John J. McDonough Museum of Art

Youngstown, Ohio

The McDonough Museum operates within Youngstown State University, a condition that shapes its character in fundamental ways. University museums occupy a peculiar register—they function simultaneously as teaching instruments, exhibition spaces, and laboratories for interpretation. The McDonough's collection reflects this multiplicity: it holds works across media and periods without the narrowing focus typical of independent institutions with restricted acquisition budgets. This breadth can read as diffusion, but it also permits a different kind of seeing. The museum seems to ask visitors to recognize aesthetic and conceptual coherence across disparate objects rather than to consume a curated narrative.

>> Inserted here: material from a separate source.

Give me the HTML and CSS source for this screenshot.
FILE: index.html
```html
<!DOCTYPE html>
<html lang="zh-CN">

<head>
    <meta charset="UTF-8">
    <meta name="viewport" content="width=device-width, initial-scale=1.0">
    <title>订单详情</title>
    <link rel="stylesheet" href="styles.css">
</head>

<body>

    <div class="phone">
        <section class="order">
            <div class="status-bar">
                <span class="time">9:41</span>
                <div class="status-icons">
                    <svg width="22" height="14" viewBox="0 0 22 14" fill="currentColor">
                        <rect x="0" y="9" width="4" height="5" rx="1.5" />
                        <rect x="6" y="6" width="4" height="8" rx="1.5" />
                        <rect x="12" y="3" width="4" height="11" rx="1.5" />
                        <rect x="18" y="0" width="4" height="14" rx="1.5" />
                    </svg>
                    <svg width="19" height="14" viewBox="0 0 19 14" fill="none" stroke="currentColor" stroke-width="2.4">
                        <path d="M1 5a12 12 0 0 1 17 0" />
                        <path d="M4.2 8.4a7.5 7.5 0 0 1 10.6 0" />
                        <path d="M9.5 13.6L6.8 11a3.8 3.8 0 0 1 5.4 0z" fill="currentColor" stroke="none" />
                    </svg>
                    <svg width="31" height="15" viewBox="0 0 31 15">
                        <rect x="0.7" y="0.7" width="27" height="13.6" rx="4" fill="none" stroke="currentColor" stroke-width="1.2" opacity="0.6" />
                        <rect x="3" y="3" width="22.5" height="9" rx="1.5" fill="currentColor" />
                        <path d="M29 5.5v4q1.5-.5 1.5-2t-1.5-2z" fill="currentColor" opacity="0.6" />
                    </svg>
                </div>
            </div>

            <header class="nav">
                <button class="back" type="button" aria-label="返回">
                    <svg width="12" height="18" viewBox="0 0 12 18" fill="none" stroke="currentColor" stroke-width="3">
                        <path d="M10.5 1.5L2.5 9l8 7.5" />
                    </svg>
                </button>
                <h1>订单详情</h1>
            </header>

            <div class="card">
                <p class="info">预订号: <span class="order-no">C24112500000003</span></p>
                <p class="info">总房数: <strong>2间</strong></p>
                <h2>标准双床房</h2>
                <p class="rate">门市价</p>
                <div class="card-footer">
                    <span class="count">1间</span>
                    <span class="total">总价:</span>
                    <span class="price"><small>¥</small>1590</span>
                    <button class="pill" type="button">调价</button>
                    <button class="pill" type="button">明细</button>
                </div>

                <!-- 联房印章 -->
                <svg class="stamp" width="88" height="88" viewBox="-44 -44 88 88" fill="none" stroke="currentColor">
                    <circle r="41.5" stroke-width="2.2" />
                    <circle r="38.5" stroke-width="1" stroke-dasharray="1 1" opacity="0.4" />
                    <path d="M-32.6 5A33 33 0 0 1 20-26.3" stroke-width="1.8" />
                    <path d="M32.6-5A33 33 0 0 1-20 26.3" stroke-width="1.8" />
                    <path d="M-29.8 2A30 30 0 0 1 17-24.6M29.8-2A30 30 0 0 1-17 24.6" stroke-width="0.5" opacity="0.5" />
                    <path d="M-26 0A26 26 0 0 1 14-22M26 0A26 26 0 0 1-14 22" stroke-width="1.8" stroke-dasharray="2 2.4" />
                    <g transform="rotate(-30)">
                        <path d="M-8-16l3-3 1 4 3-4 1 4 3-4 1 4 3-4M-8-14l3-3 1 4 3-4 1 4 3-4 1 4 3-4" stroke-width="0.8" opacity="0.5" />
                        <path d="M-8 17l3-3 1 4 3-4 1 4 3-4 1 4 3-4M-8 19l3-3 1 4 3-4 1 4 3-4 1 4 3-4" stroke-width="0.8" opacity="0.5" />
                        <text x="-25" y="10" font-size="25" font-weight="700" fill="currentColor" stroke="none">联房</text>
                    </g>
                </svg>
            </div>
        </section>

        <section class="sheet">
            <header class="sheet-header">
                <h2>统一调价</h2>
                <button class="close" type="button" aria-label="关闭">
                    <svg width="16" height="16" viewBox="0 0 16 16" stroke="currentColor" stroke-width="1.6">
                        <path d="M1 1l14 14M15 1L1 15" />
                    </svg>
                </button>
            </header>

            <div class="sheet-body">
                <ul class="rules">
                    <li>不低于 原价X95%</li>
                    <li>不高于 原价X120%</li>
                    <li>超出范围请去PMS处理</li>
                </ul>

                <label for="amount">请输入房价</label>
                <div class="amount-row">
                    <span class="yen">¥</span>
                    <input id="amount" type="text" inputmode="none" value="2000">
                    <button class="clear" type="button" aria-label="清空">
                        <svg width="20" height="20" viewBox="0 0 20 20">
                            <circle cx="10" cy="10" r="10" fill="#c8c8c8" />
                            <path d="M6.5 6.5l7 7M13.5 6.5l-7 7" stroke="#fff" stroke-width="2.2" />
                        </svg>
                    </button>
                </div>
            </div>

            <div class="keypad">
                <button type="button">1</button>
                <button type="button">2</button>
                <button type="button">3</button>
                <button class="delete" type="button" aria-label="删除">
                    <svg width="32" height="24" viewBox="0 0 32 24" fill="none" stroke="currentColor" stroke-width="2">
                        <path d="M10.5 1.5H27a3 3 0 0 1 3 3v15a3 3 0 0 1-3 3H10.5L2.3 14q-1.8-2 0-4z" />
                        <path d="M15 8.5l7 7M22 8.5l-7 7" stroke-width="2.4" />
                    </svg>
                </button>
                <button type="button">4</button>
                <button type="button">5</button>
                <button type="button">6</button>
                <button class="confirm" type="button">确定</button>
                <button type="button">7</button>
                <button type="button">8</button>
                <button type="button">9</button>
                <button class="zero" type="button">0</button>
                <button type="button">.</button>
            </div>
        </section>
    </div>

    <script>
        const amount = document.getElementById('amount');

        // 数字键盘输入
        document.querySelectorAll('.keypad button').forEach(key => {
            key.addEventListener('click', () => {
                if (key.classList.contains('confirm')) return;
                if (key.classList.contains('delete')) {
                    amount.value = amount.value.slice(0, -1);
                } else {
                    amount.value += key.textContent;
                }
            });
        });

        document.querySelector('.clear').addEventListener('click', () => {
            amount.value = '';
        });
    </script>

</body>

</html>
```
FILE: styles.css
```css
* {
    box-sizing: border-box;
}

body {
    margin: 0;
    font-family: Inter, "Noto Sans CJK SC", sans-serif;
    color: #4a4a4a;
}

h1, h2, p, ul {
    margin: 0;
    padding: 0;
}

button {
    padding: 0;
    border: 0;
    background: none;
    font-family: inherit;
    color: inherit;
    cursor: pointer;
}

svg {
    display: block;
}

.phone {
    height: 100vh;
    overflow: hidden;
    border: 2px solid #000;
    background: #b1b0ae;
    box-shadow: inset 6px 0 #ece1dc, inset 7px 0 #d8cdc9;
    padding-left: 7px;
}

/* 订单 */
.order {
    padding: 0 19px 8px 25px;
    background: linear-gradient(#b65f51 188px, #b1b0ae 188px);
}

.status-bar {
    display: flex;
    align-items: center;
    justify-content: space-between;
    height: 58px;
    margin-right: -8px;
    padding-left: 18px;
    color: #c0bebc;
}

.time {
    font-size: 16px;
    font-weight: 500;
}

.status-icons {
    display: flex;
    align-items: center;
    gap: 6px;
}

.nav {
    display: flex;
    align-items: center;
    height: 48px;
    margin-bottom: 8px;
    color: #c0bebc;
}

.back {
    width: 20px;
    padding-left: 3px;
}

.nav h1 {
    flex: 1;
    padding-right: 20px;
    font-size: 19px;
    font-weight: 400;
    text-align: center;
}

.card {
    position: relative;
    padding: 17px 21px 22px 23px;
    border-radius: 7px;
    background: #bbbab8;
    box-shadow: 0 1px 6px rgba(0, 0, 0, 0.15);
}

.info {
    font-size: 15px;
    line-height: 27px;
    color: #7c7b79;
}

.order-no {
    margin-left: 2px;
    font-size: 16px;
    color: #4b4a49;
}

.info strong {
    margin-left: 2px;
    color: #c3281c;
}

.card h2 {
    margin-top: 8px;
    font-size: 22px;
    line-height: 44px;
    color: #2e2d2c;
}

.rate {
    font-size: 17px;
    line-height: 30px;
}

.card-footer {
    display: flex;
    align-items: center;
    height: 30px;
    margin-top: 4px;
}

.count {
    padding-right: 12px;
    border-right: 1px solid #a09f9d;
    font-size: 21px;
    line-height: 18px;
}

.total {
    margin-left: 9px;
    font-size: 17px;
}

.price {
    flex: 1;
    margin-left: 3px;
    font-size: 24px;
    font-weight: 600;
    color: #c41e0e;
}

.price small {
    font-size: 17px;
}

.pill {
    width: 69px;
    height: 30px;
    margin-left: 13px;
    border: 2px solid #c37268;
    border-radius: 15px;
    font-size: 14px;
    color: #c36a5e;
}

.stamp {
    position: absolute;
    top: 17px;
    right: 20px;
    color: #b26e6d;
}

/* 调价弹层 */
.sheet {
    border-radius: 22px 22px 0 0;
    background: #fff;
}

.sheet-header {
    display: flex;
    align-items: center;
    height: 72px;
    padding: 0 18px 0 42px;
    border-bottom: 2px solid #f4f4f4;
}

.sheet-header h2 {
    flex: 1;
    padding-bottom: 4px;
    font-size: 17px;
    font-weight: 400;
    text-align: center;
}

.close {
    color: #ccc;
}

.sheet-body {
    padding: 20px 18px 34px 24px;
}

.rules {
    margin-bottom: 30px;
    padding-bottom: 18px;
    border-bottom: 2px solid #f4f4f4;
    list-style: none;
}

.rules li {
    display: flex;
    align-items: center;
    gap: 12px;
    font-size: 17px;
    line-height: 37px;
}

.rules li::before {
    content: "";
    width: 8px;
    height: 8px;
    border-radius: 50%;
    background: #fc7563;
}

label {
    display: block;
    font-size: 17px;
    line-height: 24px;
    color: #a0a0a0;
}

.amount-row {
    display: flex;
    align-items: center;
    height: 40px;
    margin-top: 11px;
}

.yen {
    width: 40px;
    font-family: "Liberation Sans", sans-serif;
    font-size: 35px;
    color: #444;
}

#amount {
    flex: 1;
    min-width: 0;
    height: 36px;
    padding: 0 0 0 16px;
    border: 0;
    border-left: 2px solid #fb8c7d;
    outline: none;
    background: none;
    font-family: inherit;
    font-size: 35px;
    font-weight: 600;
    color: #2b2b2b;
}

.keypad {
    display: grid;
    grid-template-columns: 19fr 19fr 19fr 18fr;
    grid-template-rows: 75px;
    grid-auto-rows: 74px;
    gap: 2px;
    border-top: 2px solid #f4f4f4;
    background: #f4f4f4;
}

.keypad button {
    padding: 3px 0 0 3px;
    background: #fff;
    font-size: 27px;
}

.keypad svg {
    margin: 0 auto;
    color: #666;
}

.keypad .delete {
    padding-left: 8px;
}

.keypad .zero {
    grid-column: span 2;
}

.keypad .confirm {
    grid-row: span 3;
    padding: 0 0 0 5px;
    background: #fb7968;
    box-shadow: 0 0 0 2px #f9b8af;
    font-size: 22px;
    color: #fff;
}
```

The building itself—a modernist structure designed to integrate with campus—encourages the casual visitor as much as the deliberate one. Figurative work appears throughout the collection in various registers: academic training pieces, contemporary portraiture, sculptural presences. The museum's strength lies not in any single historical concentration but in its willingness to hang diverse traditions adjacent to one another, creating unexpected conversations. It is a space that rewards close looking and repeated visits, the kind of institution where a single work can anchor an afternoon of thought.

Signature collections

The museum's collection encompasses European academic traditions alongside American modernism and contemporary practice. Holdings include works in painting, sculpture, and works on paper spanning from the nineteenth century forward. Figurative representation—human form, portraiture, narrative composition—threads through multiple periods and media within the collection. The museum maintains particular strength in twentieth-century American art and in contemporary works, though the specific artists and movements represented reflect ongoing acquisition rather than a single historical thesis. The collection is distinguished by its pedagogical purpose: objects are selected to support studio and art-history instruction, which means the museum often privileges technical clarity and exemplarity over rarity or market prominence. This curatorial logic produces its own aesthetic: visitors encounter canonical works alongside lesser-known pieces of equal formal intelligence, arranged to illuminate process and tradition rather than to establish hierarchy.